Einmal ist von „einer Art Plattform und Kommunikationsforum“ die Rede, von der die Partikularkirchen und der Heilige Stuhl gleichermaßen profitieren sollen. „Die Kurie ist nicht zwischen dem Papst und dem Bischofskollegium angesiedelt, sondern steht im Dienst beider“, fasst der Prolog zusammen. Das schulde die Kurie „den Nachfolgern der Apostel“, heißt es ein Kapitel weiter, im Sinne der „heilsamen Dezentralisierung“, des vielzitierten Leitmotivs von Papst Franziskus aus seinem Lehrschreiben „Evangelii Gaudium“ von 2013. Mehr noch: Die Autorität, aus der heraus eine Kurienbehörde handelt, wird von Papst und Bischöfen gleichzeitig abgeleitet: „Jedes Dikasterium versieht seinen Dienst kraft der Amtsgewalt (potestà), die es vom Papst und vom Kollegium der Bischöfe erhalten hat, die gemäß der Ekklesiologie des Zweiten Vatikanischen Konzils die Kirche gemeinsam mit dem Nachfolger Petri leiten (cfr LG 22,2).“
Nur: Wie genau sich dieser neue Charakter der Kurie in der Praxis äußern oder was er für ihre Kompetenzen bedeuten wird, lässt sich in kaum einer konkreten Bestimmung erkennen. Am ehesten für die Ad-limina-Besuche, also die regelmäßigen Aufenthalte der nationalen Bischofskonferenzen in Rom, wird der Ansatz näher ausgeführt (Artikel 38 bis 42). Die Ad-limina-Besuche werden als Gelegenheiten des Austauschs beschrieben, bei denen die Zentrale erfährt, was in der Peripherie geschieht, und die Peripherie bei Problemen vom Know-How der Zentrale profitiert. Diesen Gedanken gab es zwar auch schon in „Pastor Bonus“, er wurde nun aber erweitert: Die Dikasterien „können“ künftig – „auf dem Weg des offenen und herzlichen Dialogs“ – die Teilkirchen und Bischofskonferenzen „beraten“, „ermutigen“, ihnen „Vorschläge und angemessene Hinweise geben“ sowie umgekehrt von ihnen „Vorschläge und Hinweise entgegennehmen darüber, wie sie einen immer nützlicheren Dienst anbieten können“ (Artikel 42).
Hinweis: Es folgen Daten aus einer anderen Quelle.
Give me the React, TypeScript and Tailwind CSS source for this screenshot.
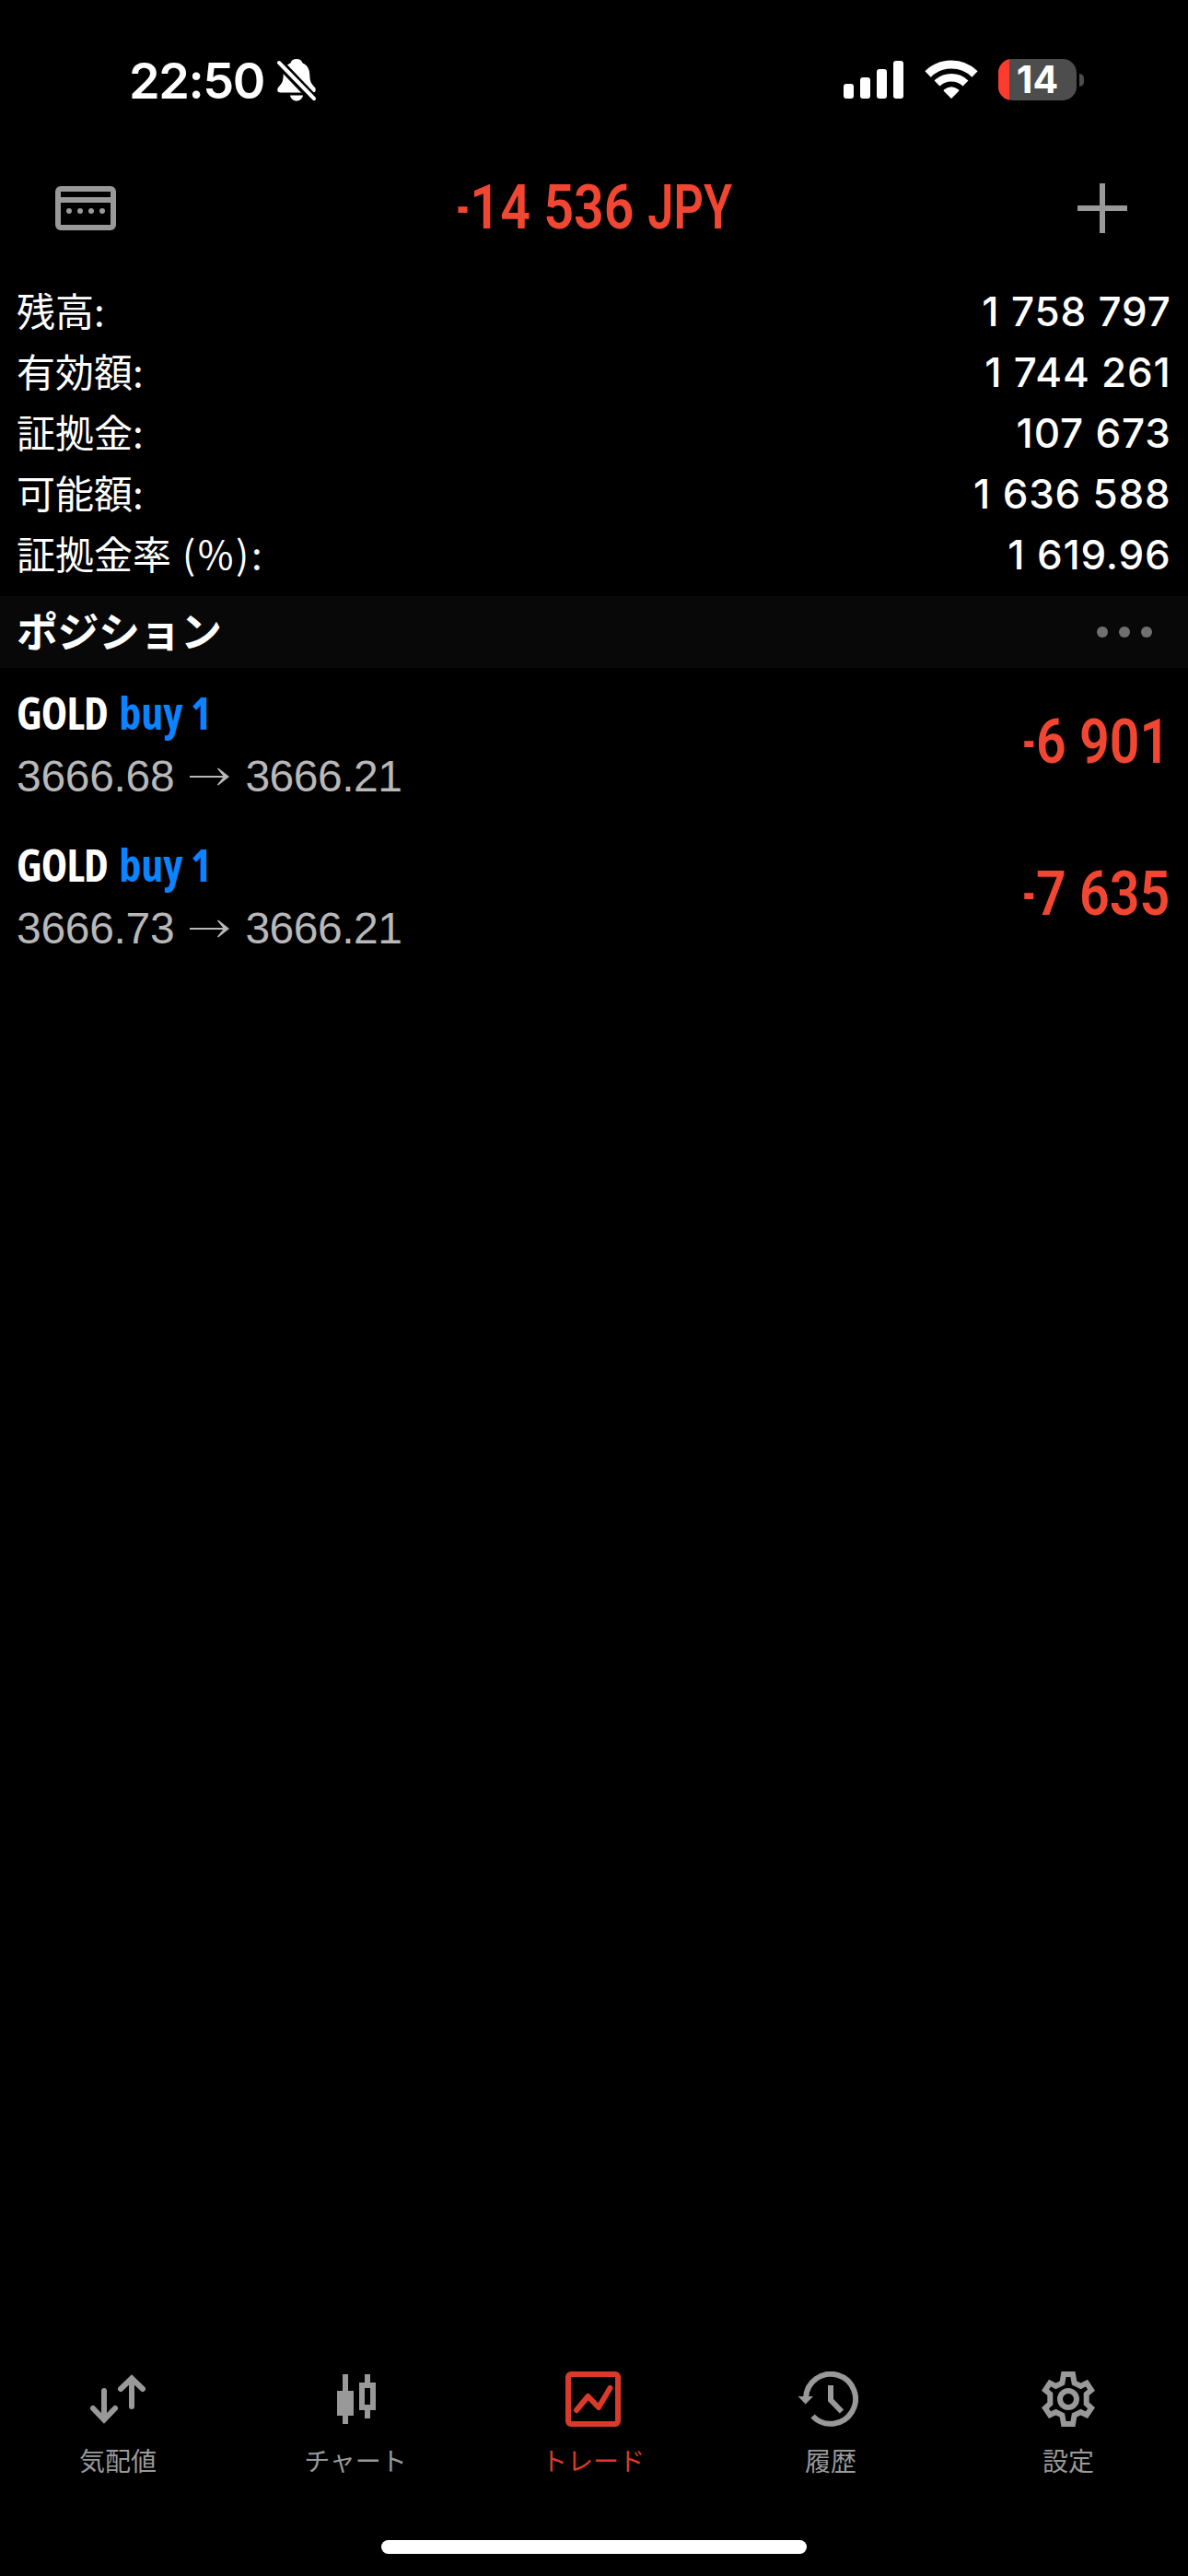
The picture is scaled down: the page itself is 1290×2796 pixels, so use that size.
import React from 'react';

interface SummaryRow {
  label: string;
  suffix?: string;
  value: string;
}

interface Position {
  symbol: string;
  side: string;
  open: string;
  current: string;
  profit: string;
}

const summary: SummaryRow[] = [
  { label: '残高:', value: '1 758 797' },
  { label: '有効額:', value: '1 744 261' },
  { label: '証拠金:', value: '107 673' },
  { label: '可能額:', value: '1 636 588' },
  { label: '証拠金率', suffix: ' (%):', value: '1 619.96' },
];

const positions: Position[] = [
  { symbol: 'GOLD', side: 'buy 1', open: '3666.68', current: '3666.21', profit: '6 901' },
  { symbol: 'GOLD', side: 'buy 1', open: '3666.73', current: '3666.21', profit: '7 635' },
];

const BellOffIcon = () => (
  <svg width="44" height="48" viewBox="0 0 44 48">
    <path
      fill="white"
      d="M22 1c-3.500 0-6 2-6.600 4.600C9.500 8 7.800 13 7.600 19.500 7.400 26 5.500 28 2.500 31.500 0 34.500 1.500 37.500 4.500 37.500h35c3 0 4.500-3 2-6C38.500 28 36.600 26 36.400 19.500 36.200 13 34.500 8 28.600 5.600 28 3 25.500 1 22 1z"
    />
    <path fill="white" d="M15 40.500h14c-.6 3.500-3.500 6-7 6s-6.400-2.500-7-6z" />
    <path d="M-2 0L42 46" stroke="black" strokeWidth="10" />
    <path d="M3 5L41 44" stroke="white" strokeWidth="4" strokeLinecap="round" />
  </svg>
);

const SignalIcon = () => (
  <svg className="mr-px" width="65" height="41" viewBox="0 0 65 41" fill="white">
    <rect x="0" y="25" width="11" height="16" rx="3" />
    <rect x="18" y="18" width="11" height="23" rx="3" />
    <rect x="36" y="9" width="11" height="32" rx="3" />
    <rect x="54" y="0" width="11" height="41" rx="3" />
  </svg>
);

const WifiIcon = () => (
  <svg width="58" height="43" viewBox="0 0 58 43" fill="none" stroke="white">
    <path d="M3.500 15.500A36.500 36.500 0 0 1 54.500 15.500" strokeWidth="9" />
    <path d="M13.500 25.500A22.300 22.300 0 0 1 44.500 25.500" strokeWidth="8.500" />
    <path d="M29 42L20.500 33.500Q20.500 32.500 21.500 32Q29 26.500 36.500 32Q37.500 32.500 37.500 33.500Z" fill="white" stroke="none" />
  </svg>
);

const Battery = () => (
  <div className="flex items-center">
    <div className="relative flex h-[45px] w-[85px] items-center justify-center">
      <div className="absolute inset-0 overflow-hidden rounded-[15px] bg-[#4d4d4d]">
        <div className="h-full w-3 bg-[#ff3b30]" />
      </div>
      <span className="relative text-[41px] font-bold leading-[45px] text-white">14</span>
    </div>
    <div className="ml-[3px] h-[14px] w-[5px] rounded-r-full bg-[#4d4d4d]" />
  </div>
);

const KeypadIcon = () => (
  <svg width="66" height="48" viewBox="0 0 66 48" fill="#999999">
    <rect x="3" y="3" width="60" height="42" rx="3" fill="none" stroke="#999999" strokeWidth="6" />
    <rect x="3" y="12" width="60" height="6" />
    <circle cx="15" cy="27" r="3" />
    <circle cx="27" cy="27" r="3" />
    <circle cx="39" cy="27" r="3" />
    <circle cx="51" cy="27" r="3" />
  </svg>
);

const PlusIcon = () => (
  <svg width="54" height="54" viewBox="0 0 54 54" stroke="#999999" strokeWidth="6">
    <path d="M27 0V54M0 27H54" />
  </svg>
);

const ArrowIcon = () => (
  <svg width="44" height="20" viewBox="0 0 44 20" fill="none" stroke="currentColor">
    <path d="M0 10H41" strokeWidth="2" />
    <path fill="currentColor" stroke="none" d="M43 10L31 0.500L30 1.500L37 10L30 18.500L31 19.500Z" />
  </svg>
);

const QuotesIcon = () => (
  <svg width="60" height="60" viewBox="0 0 60 60" fill="none" stroke="currentColor" strokeWidth="6" strokeLinecap="round">
    <path d="M15 21V52M3 40L15 52.500L27 40" />
    <path d="M45 38V8M33 19L45 7.500L57 19" />
  </svg>
);

const ChartIcon = () => (
  <svg width="60" height="60" viewBox="0 0 60 60" fill="currentColor">
    <path d="M16 3h6v18h6v27h-6v9h-6v-9h-6V21h6z" />
    <path fillRule="evenodd" d="M40 3h6v9h6v30h-6v9h-6v-9h-6V12h6zM40 18v18h6V18z" />
  </svg>
);

const TradeIcon = () => (
  <svg width="60" height="60" viewBox="0 0 60 60" fill="none" stroke="currentColor" strokeWidth="6">
    <rect x="3" y="3" width="54" height="54" rx="3" />
    <path d="M12 42L24.500 27L36 39L48.500 18" strokeLinecap="round" strokeLinejoin="round" />
  </svg>
);

const HistoryIcon = () => (
  <svg className="mr-1.5" width="66" height="60" viewBox="0 0 66 60" fill="none" stroke="currentColor" strokeWidth="6">
    <path d="M9 29A27 27 0 1 1 16.500 48.500" />
    <path d="M36 15V31L48 43.500" />
    <path d="M0.500 27H17L8.700 35.500Z" fill="currentColor" stroke="none" />
  </svg>
);

const gearOutline =
  'M22.500 0H37.500L39.300 10.500L43.500 12.500L51 8.700L59 20.700L52.700 26V33.500L59 39.300L51 51L43.500 47.500L39.300 49.500L37.500 60H22.500L20.700 49.500L16.500 47.500L9 51L1 39.300L7.300 33.500V26L1 20.700L9 8.700L16.500 12.500L20.700 10.500Z';

const SettingsIcon = () => (
  <svg width="60" height="60" viewBox="0 0 60 60" fill="none" stroke="currentColor">
    <clipPath id="gear">
      <path d={gearOutline} />
    </clipPath>
    <path d={gearOutline} strokeWidth="12" clipPath="url(#gear)" />
    <circle cx="30" cy="30" r="9" strokeWidth="6" />
  </svg>
);

// Condensed red amount with a short minus sign
const Loss = ({ value, currency }: { value: string; currency?: string }) => (
  <span className="whitespace-pre font-['Roboto',sans-serif] text-[66px] font-semibold leading-none text-[#f04632]">
    <span className="-ml-2 mr-px inline-block origin-right scale-x-[.65]">-</span>
    {value}
    {currency && (
      <>
        {' '}
        <span className="-mr-[14px] inline-block origin-left scale-x-[.88]">{currency}</span>
      </>
    )}
  </span>
);

const tabs = [
  { label: '気配値', icon: QuotesIcon },
  { label: 'チャート', icon: ChartIcon },
  { label: 'トレード', icon: TradeIcon, active: true },
  { label: '履歴', icon: HistoryIcon },
  { label: '設定', icon: SettingsIcon },
];

const App: React.FC = () => {
  return (
    <div className="flex h-[2796px] w-[1290px] flex-col overflow-hidden bg-black font-['Inter','Noto_Sans_CJK_JP',sans-serif] text-white">
      {/* Status bar */}
      <div className="flex h-[174px] items-center justify-between pb-[1px] pl-[140px] pr-[113px]">
        <div className="flex items-center gap-[13px]">
          <span className="pt-[2px] text-[54px] font-[560] leading-none tracking-[-1.4px]">22:50</span>
          <BellOffIcon />
        </div>
        <div className="flex items-center gap-[22px]">
          <SignalIcon />
          <WifiIcon />
          <Battery />
        </div>
      </div>

      {/* Header */}
      <div className="flex h-[104px] items-center justify-between pl-[60px] pr-[66px]">
        <KeypadIcon />
        <h1 className="mr-1.5 flex scale-x-[.87]">
          <Loss value="14 536" currency="JPY" />
        </h1>
        <PlusIcon />
      </div>

      {/* Account summary */}
      <div className="mt-[27px] h-[342px] pl-[18px] pr-[19px]">
        {summary.map((row) => (
          <div key={row.label} className="flex h-[66px] items-center justify-between">
            <span className="-mt-1 whitespace-pre font-['Noto_Sans_CJK_JP',sans-serif] text-[42px] leading-[66px]">
              {row.label}
              {row.suffix && <span className="tracking-[2.6px]">{row.suffix}</span>}
            </span>
            <span className="-mr-[0.6px] text-[44px] font-[460] leading-[66px] tracking-[0.8px]">{row.value}</span>
          </div>
        ))}
      </div>

      {/* Positions */}
      <div className="flex h-[78px] items-center justify-between bg-[#080808] pl-[18px] pr-[39px]">
        <h2 className="-mt-[5px] font-['Noto_Sans_CJK_JP',sans-serif] text-[45px] font-bold leading-none tracking-[-0.5px]">
          ポジション
        </h2>
        <div className="flex gap-3">
          <span className="size-3 rounded-full bg-[#707070]" />
          <span className="size-3 rounded-full bg-[#707070]" />
          <span className="size-3 rounded-full bg-[#707070]" />
        </div>
      </div>
      {positions.map((position, index) => (
        <div key={index} className="flex h-[165px] items-center justify-between pl-[18px] pr-[20px]">
          <div className="flex flex-col">
            <div className="flex h-[68px] items-center gap-[12px] font-['Open_Sans',sans-serif] text-[48px] font-bold leading-none [font-stretch:75%]">
              <span className="tracking-[-0.8px]">{position.symbol}</span>
              <span className="text-[#0a84ff]">{position.side}</span>
            </div>
            <div className="flex h-[68px] items-center gap-[17px] pt-[2px] font-['Liberation_Sans',sans-serif] text-[48px] leading-none text-[#b8b8b8]">
              <span className="tracking-[-0.3px]">{position.open}</span>
              <ArrowIcon />
              <span className="-ml-px tracking-[-0.5px]">{position.current}</span>
            </div>
          </div>
          <div className="-mt-[3px] flex origin-right scale-x-[.87]">
            <Loss value={position.profit} />
          </div>
        </div>
      ))}

      {/* Tab bar */}
      <nav className="-ml-px mt-auto grid h-[183px] w-full grid-cols-5">
        {tabs.map(({ label, icon: Icon, active }) => (
          <div
            key={label}
            className={`flex flex-col items-center ${active ? 'text-[#db3a2b]' : 'text-[#999999]'}`}
          >
            <Icon />
            <span className="mt-4 font-['Noto_Sans_CJK_JP',sans-serif] text-[28px] leading-[40px]">{label}</span>
          </div>
        ))}
      </nav>
      <div className="flex h-[39px] justify-center">
        <div className="h-[15px] w-[462px] rounded-full bg-white" />
      </div>
    </div>
  );
};

export default App;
Auch in der Beschreibung des geplanten neuen Dikasteriums für die Evangelisierung, in dem der bisherige Rat für die Neuevangelisierung und die Kongregation für die Evangelisierung der Völker aufgehen sollen, wird die Vision von der Kurie als „Informationsplattform“ nachvollziehbar. Dort heißt es, sie solle „die bedeutsamsten Erfahrungen auf dem Feld der bereits stattfindenden Evangelisierung“ bekannt machen und unterstützen, also Best-practice-Beispiele aus aller Welt sammeln und verbreiten.
Ambitionierte Präambelprosa
Ansonsten aber ist selten zu erkennen, wie die Kurie, neben ihrer grundsätzlichen zentralen Bedeutung für die Abläufe der Weltkirche, künftig zu einer Dienstleisterin nicht nur des Papstes, sondern auch der Bischöfe und Bischofskonferenzen werden soll. Entsprechend erscheint zu Beginn der „Kriterien und Prinzipien für die Römische Kurie“ die Kurie doch auch wieder als reines Papstinstrument, wenn das Dekret „Christus Dominus“ des Zweiten Vatikanischen Konzils von 1965 zitiert wird: „Bei der Ausübung der höchsten, vollen und unmittelbaren Gewalt über die Gesamtkirche bedient sich der Papst der Behörden der römischen Kurie. Diese versehen folglich ihr Amt in seinem Namen und mit seiner Vollmacht zum Wohle der Kirchen und als Dienst, den sie den geweihten Hirten leisten.“
Dass zwischen ambitionierter Präambelprosa und nüchterner Realität bisweilen eine Lücke klafft, wird bezeichnenderweise schon jetzt deutlich, auf der Zielgerade von „Praedicate Evangelium“. Die Überarbeitung des derzeit vorliegenden Entwurfes sollte ja selbst schon eine erste Kostprobe jenes synodalen Geistes sein, den die Autoren des Entwurfs mehrfach beschwören. Deshalb konnten alle diejenigen Institutionen, denen der Papst den Entwurf im April 2019 hat schicken lassen, allen voran die nationalen Bischofskonferenzen, ihre Änderungswünsche einreichen. Über den Rücklauf berät derzeit der K6-Kardinalsrat.
Dieses Element der Teilhabe kam freilich ausgerechnet in der sonst so synodal aufgelegten deutschen Bischofskonferenz offenbar nicht zur vollen Entfaltung. Zwar hat die Bischofskonferenz ihre Anmerkungen zum Reformpapier fristgerecht in Rom eingereicht, sogar als erste von allen nationalen Bischofskonferenzen, was der Vatikan im Sommer eigens hervorhob. Zuvor sei das Dokument außerdem „im Ständigen Rat Ende Juni diskutiert“ worden, wie der Pressesprecher der Bischofskonferenz, Matthias Kopp, mitteilt. Dagegen ist allerdings aus mehreren deutschen Ordinariaten zu hören, dass den deutschen Bischöfen der Entwurf von „Praedicate Evangelium“ gar nicht zur Kenntnis gebracht worden sei und ihnen bis heute nicht vorliege – synodale Kirche hin oder her.
Vielleicht sollte die Sache mit dem Camerlengo ja eine Überraschung werden.